2013 yılında Halep’te çatışmalar şiddetlenince de tüm ailesini İstanbul’a getiriyor. Annesi, eşi, oğlu ve iki kızkardeşi için yeni bir hayat da böyle başlıyor. Eşini yıllar önce kaybeden Cihad’ın annesi için köyünü, komşularını ve akrabalarını terk etmek epey zor olmuş. Burada güvende ve hayatta oldukları için Allah’a şükreden yaşlı kadın, bayram yaklaştıkça içinin daha buruk olduğunu söylüyor ve gözleri doluyor. Bir apartman dairesinde bütün sevdiklerinden uzakta olmanın acısını çektiğini dile getiriyor. Onlar için artık bayramlar buruk geçiyor. Tüm akrabaları dünyanın dört bir yanına dağılmış durumda. Türk ve Suriyelilerin bayram geleneklerinin aynı olmasının ise büyük avantaj olduğunu da özellikle belirtiyorlar. Cihad söze giriyor ve bayramlarını şöyle anlatıyor: “ Bayram akrabalarla güzeldir. 2011 yılından beri Türkiye’deyim, her bayram akrabalarımızla gittiğim sabah namazlarını, yıkılan evimizde yaptığımız bayram kahvaltılarını hatırlarım.İnsanın köklerinden kopması kolay değil. Balkona çıkıp Türk komşularımızın memleketlerine gittiğini görünce ister istemez içimiz burkuluyor. Hayatta ve güvendeyiz. Ancak kendi köyümüzde dayı, amca, teyze ve tüm tanıdıklarla geçirdiğimiz bayramları gerçekten çok özlüyorum.”

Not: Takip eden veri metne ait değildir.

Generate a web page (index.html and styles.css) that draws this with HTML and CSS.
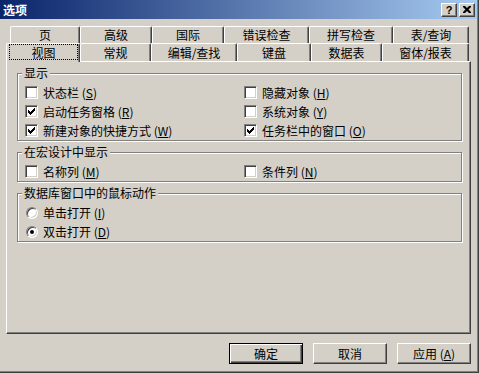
FILE: index.html
```html
<!DOCTYPE html>
<html lang="zh-CN">
<head>
<meta charset="utf-8">
<title>选项</title>
<link rel="stylesheet" href="styles.css">
</head>
<body>
<div class="window">
  <div class="titlebar">
    <span class="title">选项</span>
    <div class="tbtns">
      <span class="tbtn help">?</span>
      <span class="tbtn">
        <svg width="8" height="7" viewBox="0 0 8 7"><path d="M0 0h2l2 2 2-2h2v1l-2.5 2.5L8 6v1H6L4 5 2 7H0V6l2.5-2.5L0 1z" fill="#000"/></svg>
      </span>
    </div>
  </div>

  <div class="tabs">
    <div class="tabrow back">
      <div class="tab t-ye">页</div>
      <div class="tab t-gaoji">高级</div>
      <div class="tab t-guoji">国际</div>
      <div class="tab t-cuowu">错误检查</div>
      <div class="tab t-pinxie">拼写检查</div>
      <div class="tab t-biao">表/查询</div>
    </div>
    <div class="tabrow front">
      <div class="tab t-shitu selected"><span class="focus">视图</span></div>
      <div class="tab t-changgui">常规</div>
      <div class="tab t-bianji">编辑/查找</div>
      <div class="tab t-jianpan">键盘</div>
      <div class="tab t-shuju">数据表</div>
      <div class="tab t-chuangti">窗体/报表</div>
    </div>
  </div>

  <div class="panel">
    <div class="group">
      <div class="legend">显示</div>
      <div class="grid">
        <div class="opt"><span class="cb"></span><span class="lbl">状态栏 (<u>S</u>)</span></div>
        <div class="opt"><span class="cb"></span><span class="lbl">隐藏对象 (<u>H</u>)</span></div>
        <div class="opt"><span class="cb"><svg width="11" height="11" viewBox="0 0 11 11"><path d="M2 4h1v3H2zM3 5h1v3H3zM4 6h1v3H4zM5 5h1v3H5zM6 4h1v3H6zM7 3h1v3H7zM8 2h1v3H8z" fill="#000"/></svg></span><span class="lbl">启动任务窗格 (<u>R</u>)</span></div>
        <div class="opt"><span class="cb"></span><span class="lbl">系统对象 (<u>Y</u>)</span></div>
        <div class="opt"><span class="cb"><svg width="11" height="11" viewBox="0 0 11 11"><path d="M2 4h1v3H2zM3 5h1v3H3zM4 6h1v3H4zM5 5h1v3H5zM6 4h1v3H6zM7 3h1v3H7zM8 2h1v3H8z" fill="#000"/></svg></span><span class="lbl">新建对象的快捷方式 (<u>W</u>)</span></div>
        <div class="opt"><span class="cb"><svg width="11" height="11" viewBox="0 0 11 11"><path d="M2 4h1v3H2zM3 5h1v3H3zM4 6h1v3H4zM5 5h1v3H5zM6 4h1v3H6zM7 3h1v3H7zM8 2h1v3H8z" fill="#000"/></svg></span><span class="lbl">任务栏中的窗口 (<u>O</u>)</span></div>
      </div>
    </div>

    <div class="group">
      <div class="legend">在宏设计中显示</div>
      <div class="grid">
        <div class="opt"><span class="cb"></span><span class="lbl">名称列 (<u>M</u>)</span></div>
        <div class="opt"><span class="cb"></span><span class="lbl">条件列 (<u>N</u>)</span></div>
      </div>
    </div>

    <div class="group">
      <div class="legend">数据库窗口中的鼠标动作</div>
      <div class="opt"><span class="rb"></span><span class="lbl">单击打开 (<u>I</u>)</span></div>
      <div class="opt"><span class="rb on"></span><span class="lbl">双击打开 (<u>D</u>)</span></div>
    </div>
  </div>

  <div class="buttons">
    <button class="btn default">确定</button>
    <button class="btn">取消</button>
    <button class="btn">应用 (<u>A</u>)</button>
  </div>
</div>
</body>
</html>
```

FILE: styles.css
```css
* { box-sizing: border-box; }
html, body { margin: 0; padding: 0; }
body {
  background: #d4d0c8;
  font-family: "Noto Sans CJK SC", "Noto Sans", sans-serif;
  font-size: 12px;
  color: #000;
  width: 479px;
  height: 373px;
  overflow: hidden;
}
.window {
  width: 479px;
  height: 373px;
  display: flex;
  flex-direction: column;
  border-right: 1px solid #404040;
  border-bottom: 1px solid #404040;
  box-shadow: inset -1px -1px 0 #808080;
}
.titlebar {
  height: 19px;
  margin-right: 1px;
  background: linear-gradient(to right, #0a246a, #a6caf0);
  display: flex;
  align-items: center;
  justify-content: space-between;
  padding: 0 2px 0 3px;
}
.title {
  color: #fff;
  font-weight: bold;
  font-size: 12px;
  line-height: 19px;
}
.tbtns { display: flex; gap: 2px; }
.tbtn {
  width: 16px;
  height: 14px;
  background: #d4d0c8;
  border-top: 1px solid #fff;
  border-left: 1px solid #fff;
  border-right: 1px solid #404040;
  border-bottom: 1px solid #404040;
  box-shadow: inset -1px -1px 0 #808080;
  display: flex;
  align-items: center;
  justify-content: center;
}
.tbtn.help {
  font-family: "Liberation Sans", sans-serif;
  font-weight: bold;
  font-size: 11px;
  line-height: 12px;
}
.tabs { padding-top: 7px; }
.tabrow { display: flex; }
.tabrow.back { margin-left: 10px; height: 17px; }
.tabrow.front { margin-left: 6px; height: 18px; }
.tab {
  border-top: 1px solid #fff;
  border-left: 1px solid #fff;
  border-right: 1px solid #404040;
  box-shadow: inset -1px 0 0 #808080;
  border-top-left-radius: 2px;
  border-top-right-radius: 2px;
  text-align: center;
  line-height: 16px;
  background: #d4d0c8;
}
.tabrow.front .tab { line-height: 17px; }
.tab.selected {
  position: relative;
  z-index: 1;
  height: 19px;
  padding: 0 1px 0 2px;
}
.focus {
  display: block;
  height: 16px;
  line-height: 15px;
  border: 1px dotted #000;
}
.t-ye { width: 70px; }
.t-gaoji { width: 72px; }
.t-guoji { width: 72px; }
.t-cuowu { width: 85px; }
.t-pinxie { width: 84px; }
.t-biao { width: 76px; }
.t-shitu { width: 74px; }
.t-changgui { width: 71px; }
.t-bianji { width: 86px; }
.t-jianpan { width: 74px; }
.t-shuju { width: 71px; }
.t-chuangti { width: 87px; }

.panel {
  margin: 0 7px 0 6px;
  height: 273px;
  border-top: 1px solid #fff;
  border-left: 1px solid #fff;
  border-right: 1px solid #404040;
  border-bottom: 1px solid #404040;
  box-shadow: inset -1px -1px 0 #808080;
  padding: 11px 8px 0 10px;
}
.group {
  border: 1px solid #808080;
  box-shadow: 1px 1px 0 #fff, inset 1px 1px 0 #fff;
  padding: 0 0 0 7px;
}
.group + .group { margin-top: 11px; }
.legend {
  width: fit-content;
  margin: -8px 0 3px -3px;
  padding: 0 2px;
  height: 14px;
  line-height: 14px;
  background: #d4d0c8;
}
.grid {
  display: grid;
  grid-template-columns: 219px 1fr;
}
.opt {
  display: flex;
  align-items: center;
  height: 19px;
  gap: 5px;
}
.lbl { line-height: 14px; white-space: nowrap; }
.cb {
  width: 13px;
  height: 13px;
  flex: none;
  background: #fff;
  border-top: 1px solid #808080;
  border-left: 1px solid #808080;
  border-right: 1px solid #fff;
  border-bottom: 1px solid #fff;
  box-shadow: inset 1px 1px 0 #404040, inset -1px -1px 0 #d4d0c8;
}
.cb svg { display: block; }
.rb {
  width: 12px;
  height: 12px;
  flex: none;
  margin-left: 1px;
  border-radius: 50%;
  background: #fff;
  border: 1px solid;
  border-color: #808080 #fff #fff #808080;
  box-shadow: inset 1px 1px 0 #404040, inset -1px -1px 0 #d4d0c8;
  display: flex;
  align-items: center;
  justify-content: center;
}
.rb.on::after {
  content: "";
  width: 4px;
  height: 4px;
  background: #000;
  border-radius: 50%;
}
.buttons {
  display: flex;
  justify-content: flex-end;
  gap: 10px;
  margin: 9px 7px 0 0;
}
.btn {
  width: 74px;
  height: 21px;
  padding: 0;
  font-family: inherit;
  font-size: 12px;
  color: #000;
  background: #d4d0c8;
  border-top: 1px solid #fff;
  border-left: 1px solid #fff;
  border-right: 1px solid #404040;
  border-bottom: 1px solid #404040;
  border-radius: 0;
  box-shadow: inset -1px -1px 0 #808080;
  line-height: 17px;
}
.btn.default {
  border: 1px solid #000;
  box-shadow: inset 1px 1px 0 #fff, inset -1px -1px 0 #404040, inset -2px -2px 0 #808080;
}
```
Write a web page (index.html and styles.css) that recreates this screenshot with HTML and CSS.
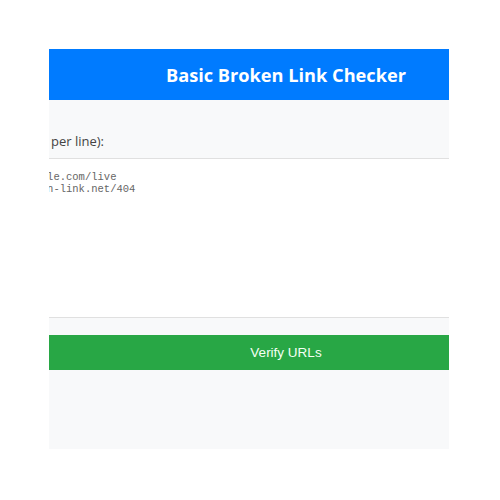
FILE: index.html
```html
<!DOCTYPE html>
<html>
<head>
<meta charset="utf-8">
<link rel="stylesheet" href="styles.css">
</head>
<body>
<div class="viewport">
  <div class="app">
    <header class="header">Basic Broken Link Checker</header>
    <main class="main">
      <label class="label" for="urls">Enter URLs (one per line):</label>
      <textarea id="urls" class="urls">https://www.example.com/live
https://www.broken-link.net/404</textarea>
      <button class="verify">Verify URLs</button>
    </main>
  </div>
</div>
</body>
</html>
```
FILE: styles.css
```css
html, body {
  margin: 0;
  padding: 0;
  background: #ffffff;
}
.viewport {
  margin: 49px 0 0 49px;
  width: 400px;
  height: 400px;
  overflow: hidden;
  background: #f8f9fa;
}
.app {
  margin-left: -137px;
  width: 748px;
}
.header {
  height: 51px;
  background: #007bff;
  color: #ffffff;
  font-family: "Open Sans", "Noto Sans", sans-serif;
  font-weight: 700;
  font-size: 18.2px;
  display: flex;
  align-items: center;
  justify-content: center;
}
.main {
  display: flex;
  flex-direction: column;
  padding: 31px 20px 0;
}
.label {
  font-family: "Open Sans", "Noto Sans", sans-serif;
  font-size: 13px;
  line-height: 20px;
  color: #444;
  padding-left: 19px;
  margin-bottom: 7px;
}
.urls {
  box-sizing: border-box;
  height: 160px;
  border: 1px solid #e0e0e0;
  background: #ffffff;
  padding: 12px 10px 10px 7px;
  font-family: "Liberation Mono", "DejaVu Sans Mono", monospace;
  font-size: 10.5px;
  line-height: 12px;
  color: #666;
  resize: none;
  margin: 0;
}
.verify {
  margin-top: 17px;
  height: 35px;
  border: none;
  background: #28a745;
  color: #f4fff4;
  font-family: "Liberation Sans", Arial, sans-serif;
  font-size: 13.5px;
}
```
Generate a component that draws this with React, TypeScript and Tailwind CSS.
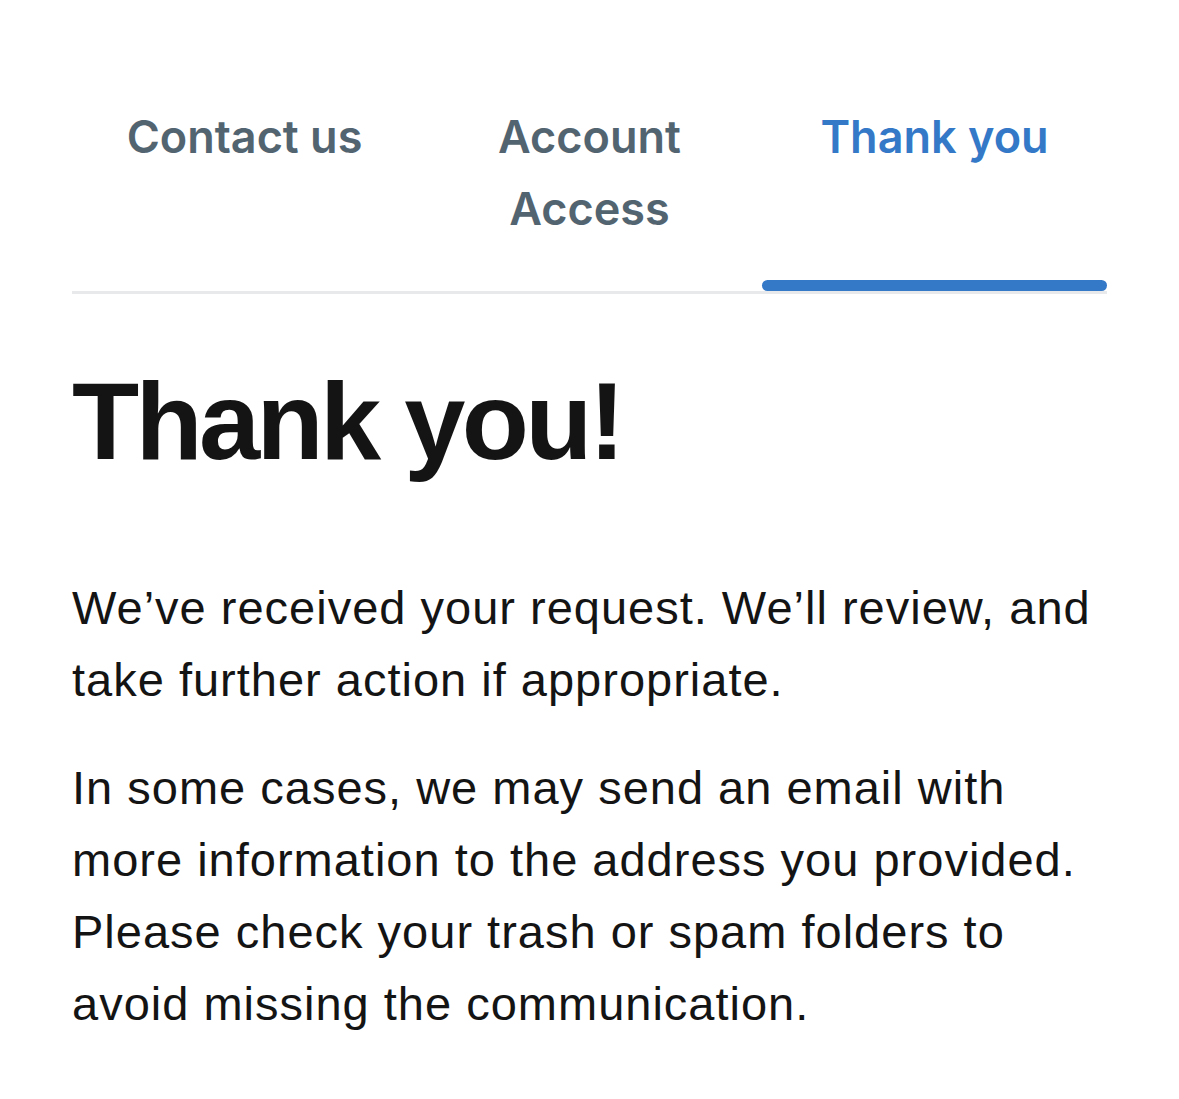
export default function App() {
  const tabs = [
    { label: "Contact us", active: false },
    { label: "Account Access", active: false },
    { label: "Thank you", active: true },
  ];
  return (
    <div className="min-h-[1099px] w-[1179px] bg-white">
      <div className="px-[72px] pt-[101px]">
        <div className="grid grid-cols-3 border-b-[3px] border-[#e7e9eb]">
          {tabs.map((t) => (
            <div key={t.label} className="flex flex-col items-center">
              <div
                className={`px-[40px] text-center text-[45px] font-semibold leading-[72px] ${
                  t.active ? "text-[#3478c8]" : "text-[#536471]"
                }`}
                style={{ fontFamily: "Inter, 'Noto Sans', sans-serif" }}
              >
                {t.label === "Account Access" ? (
                  <>
                    Account
                    <br />
                    Access
                  </>
                ) : (
                  t.label
                )}
              </div>
              <div className="mt-auto w-full pt-[35px]">
                <div className={`h-[11px] w-full rounded-full ${t.active ? "bg-[#3478c8]" : "bg-transparent"}`} />
              </div>
            </div>
          ))}
        </div>
        <div style={{ fontFamily: "'Liberation Sans', Arial, sans-serif" }} className="text-[#141414]">
          <h1 className="mt-[72px] text-[110px] font-bold leading-[110px] tracking-[-3.7px]">Thank you!</h1>
          <p className="mt-[96px] text-[47px] leading-[72px] tracking-[1px]">
            We’ve received your request. We’ll review, and take further action if appropriate.
          </p>
          <p className="mt-[36px] text-[47px] leading-[72px] tracking-[1px]">
            In some cases, we may send an email with more information to the address you provided. Please check your trash or spam folders to avoid missing the communication.
          </p>
        </div>
      </div>
    </div>
  );
}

Cihad’ın iki oğlu var. Büyük oğlu Abdurrahman 12 yaşında ve beşinci sınıfa geçmiş. Okulda ve mahallede Türk arkadaşları olduğunu söyleyen Abdurrrahman,“ Ana dilim Türkçe, sadece evde Arapça konuşulduğu zaman duyuyorum. Ancak Arapça yazmayı henüz öğrenemedim. İstanbul’a alıştım. İlerde ailem Suriye’ye dönse bile ben burada yaşayacağım.” diyor. Hasan ise beş yaşında abisiyle Türkçe konuşuyor. O da Abdurrahman gibi Türk okullarına gidecek. Abdurahman ve Hasan’ın annesi Sefa ise Halep’te bir güzellik merkezinde çalışıyormuş. Bu alanda eğitimler almış ve Türkiye’de bu tecrübesiyle ailesine katkı sağlamak istiyor. Sefa, Suriye’deki günlerini ve İstanbul’a gelişlerini şöyle anlatıyor: “Oğlum Abdurrahman henüz bebekti. Eşim Türkiye’ye çalışmaya gitmişti. O süreç hepimiz için çok zordu. İstanbul’a geldikten sonra ikinci oğlumuz Hasan dünyaya geldi. Onlarla ilgilendiğim için çalışmıyorum. Evden dışarı fazla çıkmadığım için çok iyi Türkçe konuşamıyorum. İlk hedefim Türkçe’yi öğrenmek. Bu konuda en büyük yardımı ise çocuklarımdan alıyorum.” İstanbul’da yeni bir hayat kuran Alowyd ailesi, Türkiye’de olmaktan ve bu ülkeye hizmet etmekten mutlu olduklarını söylüyorlar. Ailenin büyükleri Suriye’ye istikrar geldiğinde ülkeye geri dönmeyi düşünse de genç nesil Türkiye’de yaşamlarını sürdürmekte kararlı. Çalışıp üreten ve iyi bir eğitim alıp Türkiye’de oldukları sürece ülkeye katkı sağlamak isteyen aile fertleri, geleceğe ümitle bakıyor.